■ Data rows:
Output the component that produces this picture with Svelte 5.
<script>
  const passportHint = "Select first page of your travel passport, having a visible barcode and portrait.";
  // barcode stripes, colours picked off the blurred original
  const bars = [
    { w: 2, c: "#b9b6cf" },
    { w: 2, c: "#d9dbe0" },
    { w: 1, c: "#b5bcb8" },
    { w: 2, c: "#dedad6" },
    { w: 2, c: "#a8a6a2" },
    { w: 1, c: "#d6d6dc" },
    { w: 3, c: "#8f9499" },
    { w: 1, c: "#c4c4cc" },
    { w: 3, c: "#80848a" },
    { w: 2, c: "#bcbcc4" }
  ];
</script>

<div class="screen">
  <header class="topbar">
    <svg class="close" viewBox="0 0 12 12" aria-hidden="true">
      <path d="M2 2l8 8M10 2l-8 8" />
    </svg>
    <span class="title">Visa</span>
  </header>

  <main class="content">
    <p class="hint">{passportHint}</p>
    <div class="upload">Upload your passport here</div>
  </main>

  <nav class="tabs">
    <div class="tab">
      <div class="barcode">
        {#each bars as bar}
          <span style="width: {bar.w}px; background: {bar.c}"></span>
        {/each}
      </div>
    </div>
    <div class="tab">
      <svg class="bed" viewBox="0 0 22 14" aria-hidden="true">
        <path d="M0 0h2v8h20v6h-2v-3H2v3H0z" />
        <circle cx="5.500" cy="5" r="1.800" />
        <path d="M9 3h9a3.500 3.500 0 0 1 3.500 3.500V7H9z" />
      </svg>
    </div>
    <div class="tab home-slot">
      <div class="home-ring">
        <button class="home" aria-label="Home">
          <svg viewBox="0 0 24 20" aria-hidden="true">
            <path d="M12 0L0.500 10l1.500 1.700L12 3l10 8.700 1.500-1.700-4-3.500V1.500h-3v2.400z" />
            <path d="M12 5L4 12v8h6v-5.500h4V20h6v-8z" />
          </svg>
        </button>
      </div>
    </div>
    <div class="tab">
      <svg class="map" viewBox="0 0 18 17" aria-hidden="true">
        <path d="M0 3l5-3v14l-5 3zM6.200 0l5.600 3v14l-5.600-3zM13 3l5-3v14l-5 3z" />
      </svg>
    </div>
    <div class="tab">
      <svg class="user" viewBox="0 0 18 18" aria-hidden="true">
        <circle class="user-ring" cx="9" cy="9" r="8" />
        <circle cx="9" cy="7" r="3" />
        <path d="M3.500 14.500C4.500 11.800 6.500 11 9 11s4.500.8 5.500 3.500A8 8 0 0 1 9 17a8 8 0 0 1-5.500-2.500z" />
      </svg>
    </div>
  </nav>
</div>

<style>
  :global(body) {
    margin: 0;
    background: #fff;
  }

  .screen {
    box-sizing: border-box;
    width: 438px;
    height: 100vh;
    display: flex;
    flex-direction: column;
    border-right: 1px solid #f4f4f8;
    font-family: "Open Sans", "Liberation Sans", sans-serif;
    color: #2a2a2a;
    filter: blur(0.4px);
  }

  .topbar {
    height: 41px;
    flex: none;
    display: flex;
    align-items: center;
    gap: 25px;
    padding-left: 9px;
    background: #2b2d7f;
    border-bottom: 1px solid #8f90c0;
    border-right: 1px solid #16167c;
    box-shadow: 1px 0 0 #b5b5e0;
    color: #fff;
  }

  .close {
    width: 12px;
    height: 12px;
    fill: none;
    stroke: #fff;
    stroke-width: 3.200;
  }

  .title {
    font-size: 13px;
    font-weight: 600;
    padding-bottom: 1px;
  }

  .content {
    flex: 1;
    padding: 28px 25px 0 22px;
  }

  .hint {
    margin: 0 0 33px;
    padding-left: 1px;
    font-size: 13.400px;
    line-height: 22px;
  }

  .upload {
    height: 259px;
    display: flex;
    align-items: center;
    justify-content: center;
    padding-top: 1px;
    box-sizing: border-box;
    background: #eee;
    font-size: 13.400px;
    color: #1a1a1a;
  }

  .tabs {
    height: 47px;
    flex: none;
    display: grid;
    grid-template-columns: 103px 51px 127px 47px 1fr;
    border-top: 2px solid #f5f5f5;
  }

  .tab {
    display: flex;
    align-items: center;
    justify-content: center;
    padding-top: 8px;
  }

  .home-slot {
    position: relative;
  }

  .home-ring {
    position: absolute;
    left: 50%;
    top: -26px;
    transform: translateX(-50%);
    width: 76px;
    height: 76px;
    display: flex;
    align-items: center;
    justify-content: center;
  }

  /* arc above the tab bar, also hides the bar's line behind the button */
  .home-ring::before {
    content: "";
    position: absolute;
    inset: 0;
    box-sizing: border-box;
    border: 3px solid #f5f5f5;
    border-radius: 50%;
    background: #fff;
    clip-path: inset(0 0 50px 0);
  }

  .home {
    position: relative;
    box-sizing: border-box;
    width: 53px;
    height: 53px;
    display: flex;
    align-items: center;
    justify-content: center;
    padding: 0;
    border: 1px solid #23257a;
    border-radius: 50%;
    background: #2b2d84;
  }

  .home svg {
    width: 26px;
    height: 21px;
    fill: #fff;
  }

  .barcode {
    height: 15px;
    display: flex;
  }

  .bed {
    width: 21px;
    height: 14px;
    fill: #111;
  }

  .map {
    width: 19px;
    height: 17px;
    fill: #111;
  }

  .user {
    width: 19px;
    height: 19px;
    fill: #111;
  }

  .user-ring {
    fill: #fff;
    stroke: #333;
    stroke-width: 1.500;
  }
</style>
---
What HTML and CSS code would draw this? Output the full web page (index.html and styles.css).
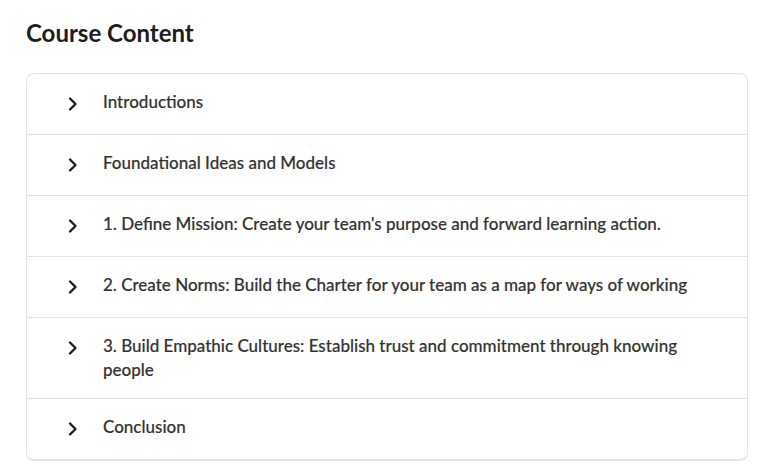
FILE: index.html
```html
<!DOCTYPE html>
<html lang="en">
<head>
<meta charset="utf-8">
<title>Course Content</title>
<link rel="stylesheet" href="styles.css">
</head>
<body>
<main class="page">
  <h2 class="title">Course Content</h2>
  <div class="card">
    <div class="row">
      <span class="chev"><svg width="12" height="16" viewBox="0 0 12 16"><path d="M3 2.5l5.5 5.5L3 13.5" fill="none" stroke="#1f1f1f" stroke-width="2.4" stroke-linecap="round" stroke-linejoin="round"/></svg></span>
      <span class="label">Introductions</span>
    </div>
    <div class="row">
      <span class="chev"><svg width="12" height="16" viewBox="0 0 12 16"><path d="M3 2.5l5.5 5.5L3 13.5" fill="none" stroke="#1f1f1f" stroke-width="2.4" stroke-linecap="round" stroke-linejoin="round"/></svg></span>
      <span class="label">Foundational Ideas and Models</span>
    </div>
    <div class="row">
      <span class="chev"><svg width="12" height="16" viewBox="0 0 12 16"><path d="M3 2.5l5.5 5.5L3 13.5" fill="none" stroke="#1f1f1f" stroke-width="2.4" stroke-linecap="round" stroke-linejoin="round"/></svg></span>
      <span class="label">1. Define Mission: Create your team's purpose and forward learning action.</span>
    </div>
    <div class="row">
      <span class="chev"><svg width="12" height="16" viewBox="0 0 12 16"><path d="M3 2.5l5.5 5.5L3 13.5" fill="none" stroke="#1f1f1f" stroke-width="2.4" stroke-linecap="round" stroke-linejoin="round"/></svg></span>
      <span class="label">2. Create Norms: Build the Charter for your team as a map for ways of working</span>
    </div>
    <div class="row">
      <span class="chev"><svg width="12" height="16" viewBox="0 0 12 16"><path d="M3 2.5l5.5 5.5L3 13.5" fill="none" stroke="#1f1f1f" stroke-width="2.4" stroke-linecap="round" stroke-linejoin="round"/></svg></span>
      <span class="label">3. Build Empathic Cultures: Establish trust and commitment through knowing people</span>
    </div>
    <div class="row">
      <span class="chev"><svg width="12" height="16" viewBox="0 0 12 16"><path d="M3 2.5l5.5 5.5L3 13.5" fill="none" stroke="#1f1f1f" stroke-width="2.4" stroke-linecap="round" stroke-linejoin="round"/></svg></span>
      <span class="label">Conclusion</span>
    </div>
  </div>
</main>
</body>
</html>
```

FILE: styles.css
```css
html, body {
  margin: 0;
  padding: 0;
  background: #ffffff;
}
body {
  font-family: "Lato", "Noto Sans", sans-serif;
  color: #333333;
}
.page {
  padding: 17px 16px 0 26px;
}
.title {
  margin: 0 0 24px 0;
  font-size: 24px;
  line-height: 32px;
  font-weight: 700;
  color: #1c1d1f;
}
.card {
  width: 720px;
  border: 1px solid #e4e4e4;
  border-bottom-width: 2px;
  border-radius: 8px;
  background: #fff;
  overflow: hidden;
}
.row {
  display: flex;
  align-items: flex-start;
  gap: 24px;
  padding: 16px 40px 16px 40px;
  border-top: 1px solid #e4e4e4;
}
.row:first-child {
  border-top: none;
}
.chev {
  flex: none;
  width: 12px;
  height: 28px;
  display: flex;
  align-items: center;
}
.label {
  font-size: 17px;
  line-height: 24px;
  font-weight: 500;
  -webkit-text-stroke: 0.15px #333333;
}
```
==
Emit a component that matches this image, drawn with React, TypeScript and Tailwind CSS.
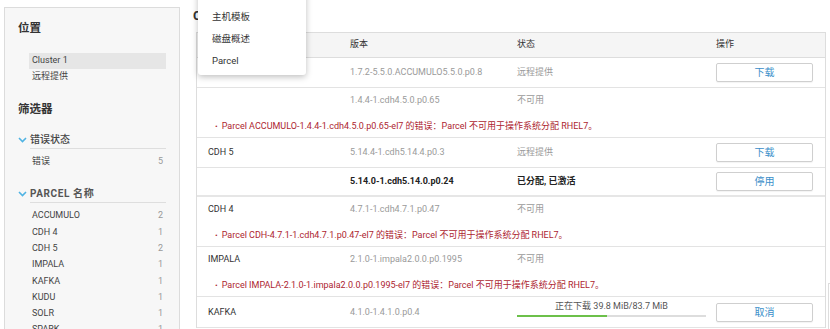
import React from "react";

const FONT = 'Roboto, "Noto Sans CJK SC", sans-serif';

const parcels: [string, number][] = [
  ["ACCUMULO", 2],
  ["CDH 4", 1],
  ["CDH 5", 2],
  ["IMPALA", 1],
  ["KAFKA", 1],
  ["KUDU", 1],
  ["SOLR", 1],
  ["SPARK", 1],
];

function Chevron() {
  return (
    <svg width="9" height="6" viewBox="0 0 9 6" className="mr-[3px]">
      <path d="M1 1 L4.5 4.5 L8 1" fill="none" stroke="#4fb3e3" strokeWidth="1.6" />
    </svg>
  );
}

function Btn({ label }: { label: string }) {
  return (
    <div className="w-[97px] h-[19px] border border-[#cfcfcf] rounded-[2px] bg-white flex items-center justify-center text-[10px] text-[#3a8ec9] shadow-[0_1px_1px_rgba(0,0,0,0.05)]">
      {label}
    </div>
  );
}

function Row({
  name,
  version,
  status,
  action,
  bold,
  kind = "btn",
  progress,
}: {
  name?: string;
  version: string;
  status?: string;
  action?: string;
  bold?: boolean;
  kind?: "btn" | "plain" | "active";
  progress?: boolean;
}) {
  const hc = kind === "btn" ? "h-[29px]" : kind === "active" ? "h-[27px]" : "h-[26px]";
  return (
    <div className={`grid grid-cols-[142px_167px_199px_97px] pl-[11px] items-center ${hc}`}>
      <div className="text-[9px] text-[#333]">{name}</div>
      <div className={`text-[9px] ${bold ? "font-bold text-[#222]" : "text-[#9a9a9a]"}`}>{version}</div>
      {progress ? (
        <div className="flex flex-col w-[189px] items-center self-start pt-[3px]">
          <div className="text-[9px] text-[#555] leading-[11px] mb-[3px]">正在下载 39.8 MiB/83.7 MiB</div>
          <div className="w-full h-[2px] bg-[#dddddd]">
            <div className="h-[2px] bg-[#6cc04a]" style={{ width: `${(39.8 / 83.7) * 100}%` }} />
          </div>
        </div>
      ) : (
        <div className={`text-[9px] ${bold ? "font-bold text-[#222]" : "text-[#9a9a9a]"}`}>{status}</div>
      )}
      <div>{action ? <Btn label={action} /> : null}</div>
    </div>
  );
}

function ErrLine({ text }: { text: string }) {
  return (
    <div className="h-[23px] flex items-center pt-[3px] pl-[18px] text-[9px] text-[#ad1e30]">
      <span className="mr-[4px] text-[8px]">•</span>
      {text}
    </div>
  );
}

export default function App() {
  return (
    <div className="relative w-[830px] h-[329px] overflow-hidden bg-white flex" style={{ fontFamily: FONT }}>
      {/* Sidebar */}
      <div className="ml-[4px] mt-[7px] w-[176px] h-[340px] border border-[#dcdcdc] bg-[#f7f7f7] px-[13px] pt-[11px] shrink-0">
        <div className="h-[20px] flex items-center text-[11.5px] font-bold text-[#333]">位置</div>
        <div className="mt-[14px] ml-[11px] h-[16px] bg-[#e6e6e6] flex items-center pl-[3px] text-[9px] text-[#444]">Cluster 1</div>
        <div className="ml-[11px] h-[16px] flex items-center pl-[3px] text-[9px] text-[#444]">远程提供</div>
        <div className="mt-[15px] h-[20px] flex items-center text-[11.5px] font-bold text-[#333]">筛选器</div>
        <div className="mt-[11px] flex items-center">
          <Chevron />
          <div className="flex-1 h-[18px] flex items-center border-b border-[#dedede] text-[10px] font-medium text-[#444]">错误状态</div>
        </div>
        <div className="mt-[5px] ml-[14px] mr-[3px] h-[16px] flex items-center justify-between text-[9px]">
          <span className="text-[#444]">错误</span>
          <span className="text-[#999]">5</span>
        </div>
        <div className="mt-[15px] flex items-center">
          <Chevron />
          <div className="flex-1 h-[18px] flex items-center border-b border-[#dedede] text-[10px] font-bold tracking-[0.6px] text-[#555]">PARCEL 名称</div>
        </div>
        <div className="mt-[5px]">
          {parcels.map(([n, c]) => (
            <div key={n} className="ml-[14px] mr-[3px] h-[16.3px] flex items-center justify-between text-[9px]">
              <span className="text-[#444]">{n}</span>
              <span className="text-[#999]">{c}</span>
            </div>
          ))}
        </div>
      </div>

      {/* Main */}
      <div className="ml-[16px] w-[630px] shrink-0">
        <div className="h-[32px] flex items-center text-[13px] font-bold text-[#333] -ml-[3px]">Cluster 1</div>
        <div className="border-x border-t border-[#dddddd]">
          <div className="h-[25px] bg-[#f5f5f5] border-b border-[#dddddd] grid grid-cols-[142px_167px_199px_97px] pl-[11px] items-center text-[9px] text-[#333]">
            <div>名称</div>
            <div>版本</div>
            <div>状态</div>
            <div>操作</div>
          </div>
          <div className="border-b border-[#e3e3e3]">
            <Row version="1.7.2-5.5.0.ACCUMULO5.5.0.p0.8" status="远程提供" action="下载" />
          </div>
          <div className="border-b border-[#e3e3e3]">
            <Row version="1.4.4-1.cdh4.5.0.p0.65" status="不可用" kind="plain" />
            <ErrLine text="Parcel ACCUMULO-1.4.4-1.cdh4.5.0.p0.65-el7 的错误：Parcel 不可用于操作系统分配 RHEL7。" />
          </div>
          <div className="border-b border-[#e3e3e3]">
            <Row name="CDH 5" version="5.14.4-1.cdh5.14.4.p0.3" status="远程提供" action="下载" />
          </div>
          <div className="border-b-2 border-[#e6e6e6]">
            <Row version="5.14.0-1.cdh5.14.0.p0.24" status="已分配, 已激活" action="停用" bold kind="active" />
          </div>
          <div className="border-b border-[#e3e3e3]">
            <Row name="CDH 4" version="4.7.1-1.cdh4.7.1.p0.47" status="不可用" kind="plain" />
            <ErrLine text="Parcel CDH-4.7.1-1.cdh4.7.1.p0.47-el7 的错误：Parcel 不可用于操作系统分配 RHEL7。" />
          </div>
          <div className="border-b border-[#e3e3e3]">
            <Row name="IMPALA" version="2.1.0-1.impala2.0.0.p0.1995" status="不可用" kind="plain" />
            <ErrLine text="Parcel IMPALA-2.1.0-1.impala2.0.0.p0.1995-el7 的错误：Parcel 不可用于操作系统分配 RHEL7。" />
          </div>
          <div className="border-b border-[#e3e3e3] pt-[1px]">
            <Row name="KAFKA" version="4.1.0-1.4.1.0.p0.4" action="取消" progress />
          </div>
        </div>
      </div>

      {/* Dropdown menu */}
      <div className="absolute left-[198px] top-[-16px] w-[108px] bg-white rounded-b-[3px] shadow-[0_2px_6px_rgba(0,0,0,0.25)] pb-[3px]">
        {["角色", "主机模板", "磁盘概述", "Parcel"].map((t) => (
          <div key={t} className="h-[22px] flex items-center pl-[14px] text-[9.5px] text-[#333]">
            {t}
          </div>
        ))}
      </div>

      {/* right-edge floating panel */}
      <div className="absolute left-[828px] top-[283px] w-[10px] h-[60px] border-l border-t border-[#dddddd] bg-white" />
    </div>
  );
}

■ Do this: Go through the material and select each line with the string "Output" in it.

■ Answer for this exercise:
Output the component that produces this picture with Svelte 5.
What HTML and CSS code would draw this? Output the full web page (index.html and styles.css).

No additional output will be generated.